VkMultisampledRenderToSingleSampledInfoEXT msrtss = {
    .sType = VK_STRUCTURE_TYPE_MULTISAMPLED_RENDER_TO_SINGLE_SAMPLED_INFO_EXT,
    .multisampledRenderToSingleSampledEnable = VK_TRUE,
    .rasterizationSamples = 4,
};

VkRenderingInfo renderingInfo = {
    .sType = VK_STRUCTURE_TYPE_RENDERING_INFO,
    .pNext = &msrtss,
    .renderArea = { ... },
    .layerCount = 1,
    .colorAttachmentCount = 2,
    .pColorAttachments = colorAttachments,
    .pDepthAttachment = &depthAttachment,
    .pStencilAttachment = &stencilAttachment,
};

vkCmdBeginRendering(commandBuffer, &renderingInfo);

4. Issues

4.1. RESOLVED: What about VK_KHR_dynamic_rendering?

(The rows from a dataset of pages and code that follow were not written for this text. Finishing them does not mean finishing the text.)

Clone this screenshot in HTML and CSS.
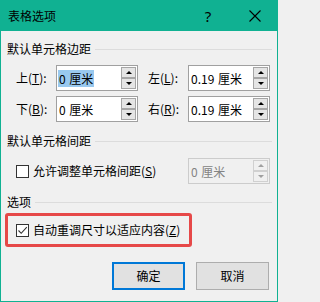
FILE: index.html
```html
<!DOCTYPE html>
<html lang="zh-CN">
<head>
<meta charset="utf-8">
<title>表格选项</title>
<link rel="stylesheet" href="styles.css">
</head>
<body>
<div class="window">
  <div class="titlebar">
    <span class="title">表格选项</span>
    <span class="help">?</span>
    <span class="close"><svg width="12" height="12" viewBox="0 0 12 12"><path d="M0.5 0.5 L11.5 11.5 M11.5 0.5 L0.5 11.5" stroke="#000" stroke-width="1.1" fill="none"/></svg></span>
  </div>
  <div class="content">
    <div class="group-head g1"><span>默认单元格边距</span><i class="rule"></i></div>
    <div class="margins">
      <label class="lbl">上(<u>T</u>):</label>
      <div class="spin">
        <div class="field"><span class="sel">0 厘米</span></div>
        <div class="btns"><b class="btn"><i class="up"></i></b><b class="btn"><i class="down"></i></b></div>
      </div>
      <label class="lbl">左(<u>L</u>):</label>
      <div class="spin">
        <div class="field"><span>0.19 厘米</span></div>
        <div class="btns"><b class="btn"><i class="up"></i></b><b class="btn"><i class="down"></i></b></div>
      </div>
      <label class="lbl">下(<u>B</u>):</label>
      <div class="spin">
        <div class="field"><span>0 厘米</span></div>
        <div class="btns"><b class="btn"><i class="up"></i></b><b class="btn"><i class="down"></i></b></div>
      </div>
      <label class="lbl">右(<u>R</u>):</label>
      <div class="spin">
        <div class="field"><span>0.19 厘米</span></div>
        <div class="btns"><b class="btn"><i class="up"></i></b><b class="btn"><i class="down"></i></b></div>
      </div>
    </div>
    <div class="group-head g2"><span>默认单元格间距</span><i class="rule"></i></div>
    <div class="spacing">
      <label class="check-row"><span class="box"></span><span>允许调整单元格间距(<u>S</u>)</span></label>
      <div class="spin disabled">
        <div class="field"><span>0 厘米</span></div>
        <div class="btns"><b class="btn"><i class="up"></i></b><b class="btn"><i class="down"></i></b></div>
      </div>
    </div>
    <div class="group-head g3"><span>选项</span><i class="rule"></i></div>
    <div class="highlight">
      <label class="check-row"><span class="box checked"><svg width="11" height="11" viewBox="0 0 11 11"><path d="M1.5 5.5 L4.2 8.3 L9.8 2.2" stroke="#333" stroke-width="1.1" fill="none"/></svg></span><span>自动重调尺寸以适应内容(<u>Z</u>)</span></label>
    </div>
    <div class="actions">
      <button class="button primary">确定</button>
      <button class="button">取消</button>
    </div>
  </div>
</div>
</body>
</html>
```

FILE: styles.css
```css
* { box-sizing: border-box; }
html, body { margin: 0; padding: 0; }
body {
  font-family: "Noto Sans CJK SC", "Noto Sans", sans-serif;
  font-size: 12px;
  line-height: 16px;
  color: #000;
  background: #f0f0f0;
}
.window {
  width: 278px;
  height: 302px;
  border: 1px solid #10b192;
  border-top: 0;
  background: #f0f0f0;
}
.titlebar {
  height: 31px;
  margin: 0 -1px;
  background: #10b192;
  display: flex;
  align-items: center;
}
.title {
  flex: 1;
  padding-left: 8px;
  font-size: 12px;
}
.help {
  width: 46px;
  text-align: center;
  font-family: "Noto Sans", sans-serif;
  font-size: 15px;
}
.close {
  width: 47px;
  height: 31px;
  display: flex;
  align-items: center;
  justify-content: center;
}
.close svg { display: block; }
.content {
  padding: 0 5px 0 5px;
}
.group-head {
  display: flex;
  align-items: center;
  height: 16px;
  padding-left: 1px;
}
.group-head .rule {
  flex: 1;
  height: 1px;
  background: #dcdcdc;
  margin-left: 4px;
}
.g1 { margin-top: 10px; }
.g2 { margin-top: 11px; }
.g3 { margin-top: 10px; }
.margins {
  margin-top: 8px;
  display: grid;
  grid-template-columns: 50px 82px 50px 82px;
  grid-auto-rows: 26px;
  row-gap: 5px;
}
.lbl {
  display: flex;
  align-items: center;
  padding-left: 10px;
}
.spin {
  display: flex;
  border: 1px solid #a0a0a0;
  background: #fff;
  height: 26px;
}
.field {
  flex: 1;
  display: flex;
  align-items: center;
  padding-left: 1px;
}
.field span { padding: 0 1px; line-height: 17px; word-spacing: 1px; }
.field .sel { background: #99c9ef; }
.btns {
  width: 16px;
  padding: 1px 1px 1px 0;
  display: flex;
  flex-direction: column;
}
.btn {
  flex: 1;
  border: 1px solid #a6a6a6;
  background: #e5e5e5;
  display: flex;
  align-items: center;
  justify-content: center;
}
.up, .down {
  width: 0; height: 0;
  border-left: 3px solid transparent;
  border-right: 3px solid transparent;
}
.up { border-bottom: 3px solid #000; }
.down { border-top: 3px solid #000; }
.spacing {
  margin-top: 9px;
  display: grid;
  grid-template-columns: 182px 82px;
  height: 26px;
}
.check-row {
  display: flex;
  align-items: center;
  padding-left: 10px;
}
.box {
  width: 13px;
  height: 13px;
  border: 1px solid #333;
  background: #fff;
  margin-right: 4px;
  display: flex;
  align-items: center;
  justify-content: center;
}
.box svg { display: block; }
.spin.disabled { border-color: #cccccc; background: #f0f0f0; }
.spin.disabled .field span { color: #838383; }
.spin.disabled .btn { border-color: #d0d0d0; background: #f0f0f0; }
.spin.disabled .up { border-bottom-color: #a0a0a0; }
.spin.disabled .down { border-top-color: #a0a0a0; }
.highlight {
  margin: 3px 0 0 -1px;
  width: 187px;
  height: 34px;
  border: 3px solid #e64848;
  border-radius: 3px;
  display: flex;
  align-items: center;
}
.highlight .check-row { padding-left: 8px; }
.actions {
  margin-top: 15px;
  display: flex;
  justify-content: flex-end;
  gap: 11px;
  padding-right: 3px;
}
.button {
  width: 73px;
  height: 28px;
  font: inherit;
  color: #000;
  background: #e1e1e1;
  border: 1px solid #adadad;
  padding: 0;
}
.button.primary { border: 2px solid #0078d7; }
```
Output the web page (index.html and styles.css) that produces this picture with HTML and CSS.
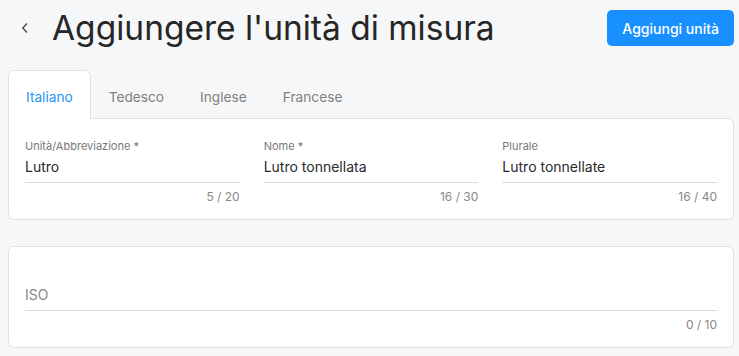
FILE: index.html
```html
<!DOCTYPE html>
<html lang="it">
  <head>
    <meta charset="UTF-8" />
    <title>Aggiungere l'unità di misura</title>
    <link rel="stylesheet" href="styles.css">
  </head>
  <body>
    <div class="page">
      <div class="header">
        <a class="back" href="#">
          <svg width="8" height="12" viewBox="0 0 8 12">
            <polyline points="6,1.5 1.8,6 6,10.5" fill="none" stroke="#555" stroke-width="1.5" />
          </svg>
        </a>
        <h1>Aggiungere l'unità di misura</h1>
        <button class="btn-primary">Aggiungi unità</button>
      </div>

      <div class="tabs">
        <div class="tab active">Italiano</div>
        <div class="tab">Tedesco</div>
        <div class="tab">Inglese</div>
        <div class="tab">Francese</div>
      </div>

      <div class="card card-tabbed">
        <div class="fields">
          <div class="field">
            <div class="label">Unità/Abbreviazione *</div>
            <div class="input">Lutro</div>
            <div class="counter">5 / 20</div>
          </div>
          <div class="field">
            <div class="label">Nome *</div>
            <div class="input">Lutro tonnellata</div>
            <div class="counter">16 / 30</div>
          </div>
          <div class="field">
            <div class="label">Plurale</div>
            <div class="input">Lutro tonnellate</div>
            <div class="counter">16 / 40</div>
          </div>
        </div>
      </div>

      <div class="card">
        <div class="field">
          <div class="label"></div>
          <div class="input placeholder">ISO</div>
          <div class="counter">0 / 10</div>
        </div>
      </div>
    </div>
  </body>
</html>
```

FILE: styles.css
```css
* {
  box-sizing: border-box;
  font-family: Inter, "Noto Sans", sans-serif;
}

body {
  margin: 0;
  background-color: #f6f7f8;
  color: #222;
}

.page {
  padding: 10px 5px 0 8px;
}

.header {
  display: flex;
  align-items: center;
  height: 36px;
}

.back {
  display: flex;
  align-items: center;
  margin-left: 13px;
  width: 31px;
  height: 36px;
}

h1 {
  flex: 1;
  margin: 0;
  font-size: 33.5px;
  font-weight: 400;
  line-height: 36px;
  color: #262626;
}

.btn-primary {
  height: 36px;
  padding: 0 15px;
  background-color: #1890ff;
  color: white;
  border: none;
  border-radius: 5px;
  font-size: 14px;
  font-weight: 500;
  cursor: pointer;
}

.tabs {
  display: flex;
  margin-top: 24px;
}

.tab {
  height: 48px;
  padding: 4px 17px 0;
  display: flex;
  align-items: center;
  font-size: 13.7px;
  color: #808080;
  border: 1px solid transparent;
  border-bottom: none;
}

.tab.active {
  position: relative;
  z-index: 1;
  margin-bottom: -1px;
  height: 49px;
  color: #2196f3;
  background: white;
  border-color: #e0e0e0;
  border-radius: 6px 6px 0 0;
}

.card {
  background: white;
  border: 1px solid #e0e0e0;
  border-radius: 6px;
  padding: 20px 16px 14px;
}

.card + .card {
  margin-top: 26px;
}

.card-tabbed {
  border-top-left-radius: 0;
}

.fields {
  display: grid;
  grid-template-columns: 1fr 1fr 1fr;
  gap: 24px;
}

.label {
  height: 14px;
  font-size: 11px;
  line-height: 14px;
  color: #777;
}

.input {
  margin-top: 4px;
  font-size: 14px;
  line-height: 20px;
  padding-bottom: 5px;
  border-bottom: 1px solid #dcdcdc;
  color: #2a2a2a;
}

.input.placeholder {
  color: #888;
}

.counter {
  margin-top: 6px;
  text-align: right;
  font-size: 12px;
  line-height: 16px;
  color: #888;
}
```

Render passes remain the optimal solution for tiling GPUs. The current limitations of the VK_KHR_dynamic_rendering extension on tiling GPUs may improve over time, so this extension may be used with dynamic rendering.

4.2. RESOLVED: Lack of on-tile-resolve support for some formats will particularly have a negative impact on this extension. Can there be a format feature flag added?

A specific struct is added to query performance of subpass resolve for each format. A format feature flag is avoided for two reasons; one is their scarcity, and the other is that normally format feature flags imply that the corresponding functionalities are not allowed if the flag is missing. In this case however, the implementation necessarily supports subpass resolves albeit inefficiently, so the lack of such a hypothetical format feature flag would not block their usage.